:: Records for this task
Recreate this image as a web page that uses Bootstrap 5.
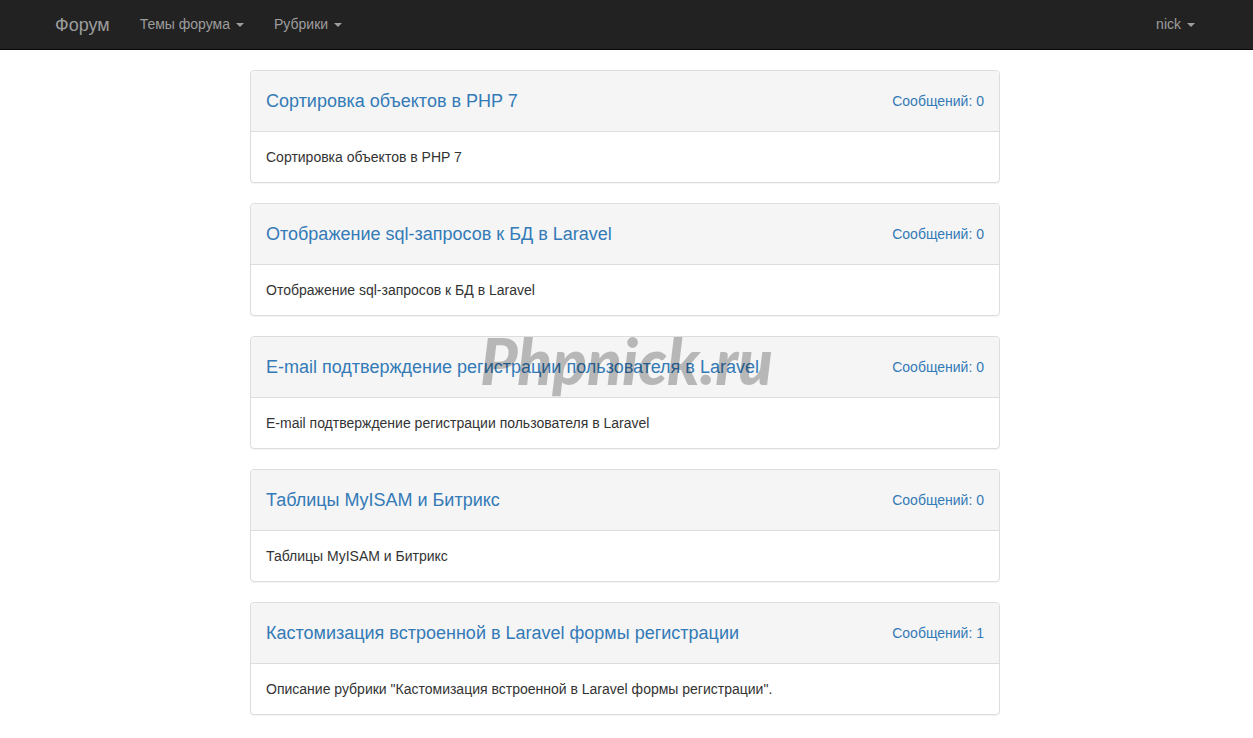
::::
:: Records for this task
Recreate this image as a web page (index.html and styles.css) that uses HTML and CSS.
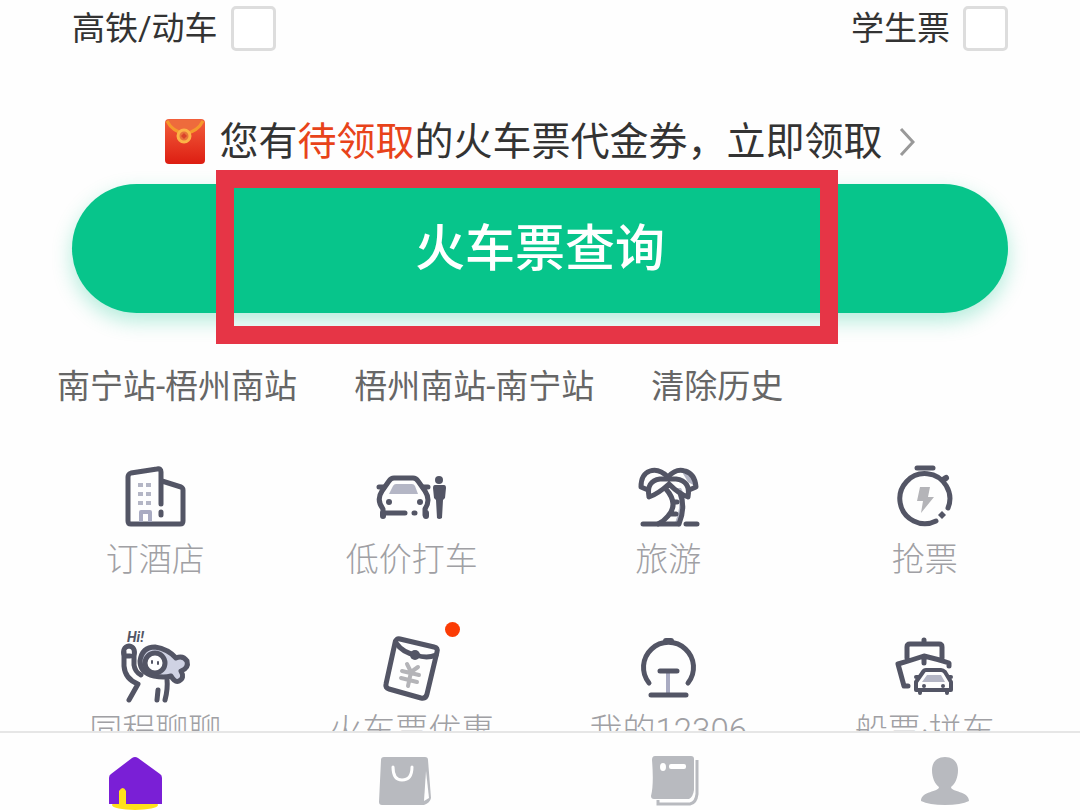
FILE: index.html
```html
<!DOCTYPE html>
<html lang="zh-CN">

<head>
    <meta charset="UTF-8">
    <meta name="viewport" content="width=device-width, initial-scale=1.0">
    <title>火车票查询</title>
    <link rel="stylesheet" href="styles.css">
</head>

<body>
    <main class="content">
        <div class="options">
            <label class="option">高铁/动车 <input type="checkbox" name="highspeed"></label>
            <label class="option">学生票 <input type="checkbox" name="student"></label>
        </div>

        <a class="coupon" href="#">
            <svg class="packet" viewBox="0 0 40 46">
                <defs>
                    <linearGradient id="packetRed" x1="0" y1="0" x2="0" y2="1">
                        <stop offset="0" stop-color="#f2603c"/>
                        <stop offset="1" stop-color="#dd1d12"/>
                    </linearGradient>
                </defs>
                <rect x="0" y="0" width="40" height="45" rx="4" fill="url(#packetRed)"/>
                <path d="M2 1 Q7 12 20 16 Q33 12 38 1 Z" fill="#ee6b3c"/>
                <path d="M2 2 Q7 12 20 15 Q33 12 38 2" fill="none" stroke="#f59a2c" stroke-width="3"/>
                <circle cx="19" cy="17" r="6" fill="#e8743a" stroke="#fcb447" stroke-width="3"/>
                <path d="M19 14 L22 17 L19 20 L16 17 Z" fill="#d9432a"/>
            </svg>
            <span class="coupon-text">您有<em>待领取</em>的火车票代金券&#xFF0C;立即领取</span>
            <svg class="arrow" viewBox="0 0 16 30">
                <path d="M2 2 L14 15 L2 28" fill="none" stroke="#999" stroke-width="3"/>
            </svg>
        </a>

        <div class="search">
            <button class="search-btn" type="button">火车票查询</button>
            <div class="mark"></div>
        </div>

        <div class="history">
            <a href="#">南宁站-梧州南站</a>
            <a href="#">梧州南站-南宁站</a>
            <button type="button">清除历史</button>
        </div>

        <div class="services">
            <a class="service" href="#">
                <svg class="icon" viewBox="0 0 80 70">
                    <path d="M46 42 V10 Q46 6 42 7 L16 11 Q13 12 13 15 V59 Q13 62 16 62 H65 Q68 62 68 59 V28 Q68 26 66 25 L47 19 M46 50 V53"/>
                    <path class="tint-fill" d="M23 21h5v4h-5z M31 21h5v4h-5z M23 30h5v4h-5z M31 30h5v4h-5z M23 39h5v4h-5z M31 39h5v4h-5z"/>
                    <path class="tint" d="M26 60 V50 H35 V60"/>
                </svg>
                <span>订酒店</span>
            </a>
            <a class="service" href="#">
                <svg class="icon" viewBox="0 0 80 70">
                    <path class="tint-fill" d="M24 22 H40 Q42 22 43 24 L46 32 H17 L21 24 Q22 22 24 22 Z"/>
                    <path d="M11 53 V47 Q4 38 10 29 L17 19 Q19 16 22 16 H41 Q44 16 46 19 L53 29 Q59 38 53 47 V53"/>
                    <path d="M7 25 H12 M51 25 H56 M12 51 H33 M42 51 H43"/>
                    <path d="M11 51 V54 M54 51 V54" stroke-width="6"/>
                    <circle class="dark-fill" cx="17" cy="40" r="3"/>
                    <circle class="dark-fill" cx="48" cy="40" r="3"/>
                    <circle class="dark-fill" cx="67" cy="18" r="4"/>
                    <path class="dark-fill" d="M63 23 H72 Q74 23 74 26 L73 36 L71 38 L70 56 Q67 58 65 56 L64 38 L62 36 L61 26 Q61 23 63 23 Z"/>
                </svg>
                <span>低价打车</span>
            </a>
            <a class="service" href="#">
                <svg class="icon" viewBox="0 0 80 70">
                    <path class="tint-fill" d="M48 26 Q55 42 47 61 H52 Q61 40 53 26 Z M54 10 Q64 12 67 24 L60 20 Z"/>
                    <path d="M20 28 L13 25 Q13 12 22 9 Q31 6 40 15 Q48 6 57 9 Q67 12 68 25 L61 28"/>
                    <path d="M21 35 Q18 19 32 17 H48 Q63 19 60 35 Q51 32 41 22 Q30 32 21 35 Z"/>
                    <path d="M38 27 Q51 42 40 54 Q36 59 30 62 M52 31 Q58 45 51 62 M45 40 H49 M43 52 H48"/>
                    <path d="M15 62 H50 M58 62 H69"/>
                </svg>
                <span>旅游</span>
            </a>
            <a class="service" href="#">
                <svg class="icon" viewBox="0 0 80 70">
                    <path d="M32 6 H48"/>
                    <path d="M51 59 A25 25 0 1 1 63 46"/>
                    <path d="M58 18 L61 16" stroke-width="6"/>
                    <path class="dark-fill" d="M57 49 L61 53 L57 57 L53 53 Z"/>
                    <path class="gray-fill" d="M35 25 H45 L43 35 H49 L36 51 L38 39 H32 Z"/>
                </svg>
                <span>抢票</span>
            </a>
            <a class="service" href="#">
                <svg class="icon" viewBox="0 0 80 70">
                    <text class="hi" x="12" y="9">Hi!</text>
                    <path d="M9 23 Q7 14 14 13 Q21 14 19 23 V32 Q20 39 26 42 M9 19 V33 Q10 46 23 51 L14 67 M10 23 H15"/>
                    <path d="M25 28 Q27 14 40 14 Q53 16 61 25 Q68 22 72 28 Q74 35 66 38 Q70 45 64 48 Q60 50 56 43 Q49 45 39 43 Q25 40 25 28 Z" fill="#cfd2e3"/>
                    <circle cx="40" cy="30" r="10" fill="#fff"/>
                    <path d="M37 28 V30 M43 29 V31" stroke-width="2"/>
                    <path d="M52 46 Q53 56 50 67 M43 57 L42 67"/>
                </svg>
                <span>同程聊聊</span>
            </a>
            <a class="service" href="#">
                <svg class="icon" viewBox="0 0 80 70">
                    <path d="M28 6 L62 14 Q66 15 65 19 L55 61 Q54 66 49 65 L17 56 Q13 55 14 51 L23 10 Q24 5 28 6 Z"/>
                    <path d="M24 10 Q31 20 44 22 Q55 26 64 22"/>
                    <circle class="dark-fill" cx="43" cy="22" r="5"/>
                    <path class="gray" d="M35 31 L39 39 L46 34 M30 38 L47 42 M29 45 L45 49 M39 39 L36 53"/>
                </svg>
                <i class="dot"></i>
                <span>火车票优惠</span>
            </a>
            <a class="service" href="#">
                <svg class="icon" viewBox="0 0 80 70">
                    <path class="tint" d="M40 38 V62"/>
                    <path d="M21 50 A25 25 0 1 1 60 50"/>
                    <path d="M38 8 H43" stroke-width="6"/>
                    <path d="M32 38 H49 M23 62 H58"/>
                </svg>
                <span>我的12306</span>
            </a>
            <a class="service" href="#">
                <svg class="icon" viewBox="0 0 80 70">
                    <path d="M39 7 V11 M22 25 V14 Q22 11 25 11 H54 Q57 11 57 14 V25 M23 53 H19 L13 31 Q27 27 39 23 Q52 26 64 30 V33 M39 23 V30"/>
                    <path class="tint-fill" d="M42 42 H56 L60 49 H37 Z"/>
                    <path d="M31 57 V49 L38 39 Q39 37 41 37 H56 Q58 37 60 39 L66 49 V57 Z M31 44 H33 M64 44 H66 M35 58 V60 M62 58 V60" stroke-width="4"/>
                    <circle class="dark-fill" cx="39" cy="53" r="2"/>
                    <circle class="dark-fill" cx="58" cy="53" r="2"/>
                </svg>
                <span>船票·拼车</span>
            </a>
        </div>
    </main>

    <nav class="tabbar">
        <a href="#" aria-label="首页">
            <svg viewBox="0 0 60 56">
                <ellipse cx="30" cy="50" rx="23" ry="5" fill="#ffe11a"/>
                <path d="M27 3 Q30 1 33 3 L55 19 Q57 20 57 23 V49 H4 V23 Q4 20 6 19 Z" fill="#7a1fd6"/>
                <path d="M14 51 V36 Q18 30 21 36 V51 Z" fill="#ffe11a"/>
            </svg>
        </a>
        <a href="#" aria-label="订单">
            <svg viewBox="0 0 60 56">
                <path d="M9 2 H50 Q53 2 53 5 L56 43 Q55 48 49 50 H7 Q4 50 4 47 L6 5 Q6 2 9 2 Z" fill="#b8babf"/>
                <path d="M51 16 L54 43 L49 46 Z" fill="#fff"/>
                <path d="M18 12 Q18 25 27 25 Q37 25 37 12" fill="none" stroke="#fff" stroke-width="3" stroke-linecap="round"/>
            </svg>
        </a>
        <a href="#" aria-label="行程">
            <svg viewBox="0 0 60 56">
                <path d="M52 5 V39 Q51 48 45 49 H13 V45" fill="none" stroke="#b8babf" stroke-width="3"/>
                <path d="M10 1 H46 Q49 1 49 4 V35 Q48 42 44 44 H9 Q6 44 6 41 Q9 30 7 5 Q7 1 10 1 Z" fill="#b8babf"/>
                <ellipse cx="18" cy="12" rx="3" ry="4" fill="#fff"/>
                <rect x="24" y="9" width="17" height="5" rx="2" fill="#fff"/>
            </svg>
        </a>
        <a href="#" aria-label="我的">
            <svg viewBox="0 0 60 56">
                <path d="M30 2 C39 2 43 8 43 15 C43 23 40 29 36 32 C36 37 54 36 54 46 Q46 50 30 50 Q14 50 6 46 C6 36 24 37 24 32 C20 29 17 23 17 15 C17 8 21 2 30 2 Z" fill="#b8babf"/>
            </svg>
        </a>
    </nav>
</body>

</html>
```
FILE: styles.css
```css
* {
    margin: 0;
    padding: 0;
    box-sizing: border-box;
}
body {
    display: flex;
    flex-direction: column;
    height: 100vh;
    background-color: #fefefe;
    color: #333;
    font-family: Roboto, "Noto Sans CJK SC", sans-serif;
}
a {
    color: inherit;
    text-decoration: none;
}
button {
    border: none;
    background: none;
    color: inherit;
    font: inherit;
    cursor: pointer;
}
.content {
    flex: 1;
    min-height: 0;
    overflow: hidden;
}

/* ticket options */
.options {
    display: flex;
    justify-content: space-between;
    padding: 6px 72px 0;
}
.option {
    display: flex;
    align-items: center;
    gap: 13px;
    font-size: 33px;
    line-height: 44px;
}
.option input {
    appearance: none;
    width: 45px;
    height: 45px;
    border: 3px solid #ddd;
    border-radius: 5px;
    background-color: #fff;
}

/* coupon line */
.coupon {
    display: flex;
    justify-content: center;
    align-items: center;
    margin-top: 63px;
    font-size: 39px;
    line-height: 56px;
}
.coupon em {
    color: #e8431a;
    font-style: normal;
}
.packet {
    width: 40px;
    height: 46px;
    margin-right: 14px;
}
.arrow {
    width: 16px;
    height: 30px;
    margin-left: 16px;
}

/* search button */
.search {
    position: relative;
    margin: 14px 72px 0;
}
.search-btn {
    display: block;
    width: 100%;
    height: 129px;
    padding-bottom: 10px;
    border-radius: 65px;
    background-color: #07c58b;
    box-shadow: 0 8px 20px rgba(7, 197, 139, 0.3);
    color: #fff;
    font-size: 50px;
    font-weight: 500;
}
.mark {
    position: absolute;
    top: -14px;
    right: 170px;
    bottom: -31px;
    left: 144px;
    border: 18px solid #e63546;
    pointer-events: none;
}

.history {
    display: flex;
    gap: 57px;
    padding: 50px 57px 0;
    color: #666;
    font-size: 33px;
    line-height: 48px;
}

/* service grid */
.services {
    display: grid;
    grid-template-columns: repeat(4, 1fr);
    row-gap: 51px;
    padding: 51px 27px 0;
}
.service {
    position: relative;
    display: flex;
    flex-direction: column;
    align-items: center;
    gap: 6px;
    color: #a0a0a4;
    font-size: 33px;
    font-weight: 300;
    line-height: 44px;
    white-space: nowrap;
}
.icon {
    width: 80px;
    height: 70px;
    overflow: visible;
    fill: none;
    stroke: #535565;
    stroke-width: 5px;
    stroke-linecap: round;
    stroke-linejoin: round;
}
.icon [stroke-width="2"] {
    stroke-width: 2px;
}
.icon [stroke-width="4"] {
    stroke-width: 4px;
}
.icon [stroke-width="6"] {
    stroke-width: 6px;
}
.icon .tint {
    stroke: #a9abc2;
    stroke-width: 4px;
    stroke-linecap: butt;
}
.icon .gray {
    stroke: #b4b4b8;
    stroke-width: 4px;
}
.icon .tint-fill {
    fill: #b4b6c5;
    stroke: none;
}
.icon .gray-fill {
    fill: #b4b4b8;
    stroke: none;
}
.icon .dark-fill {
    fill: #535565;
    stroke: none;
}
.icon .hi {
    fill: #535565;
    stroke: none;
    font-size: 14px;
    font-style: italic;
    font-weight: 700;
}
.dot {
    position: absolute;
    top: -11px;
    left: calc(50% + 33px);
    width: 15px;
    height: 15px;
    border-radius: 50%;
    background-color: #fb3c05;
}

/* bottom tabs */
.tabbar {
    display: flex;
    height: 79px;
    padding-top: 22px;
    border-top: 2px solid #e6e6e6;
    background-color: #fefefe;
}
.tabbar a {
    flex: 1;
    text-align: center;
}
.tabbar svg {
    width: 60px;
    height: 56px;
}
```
::::
» **To do**
Find each line holding the string "page" and copy it out.

» **Solution for this task**
Recreate this image as a web page that uses Bootstrap 5.
Recreate this image as a web page (index.html and styles.css) that uses HTML and CSS.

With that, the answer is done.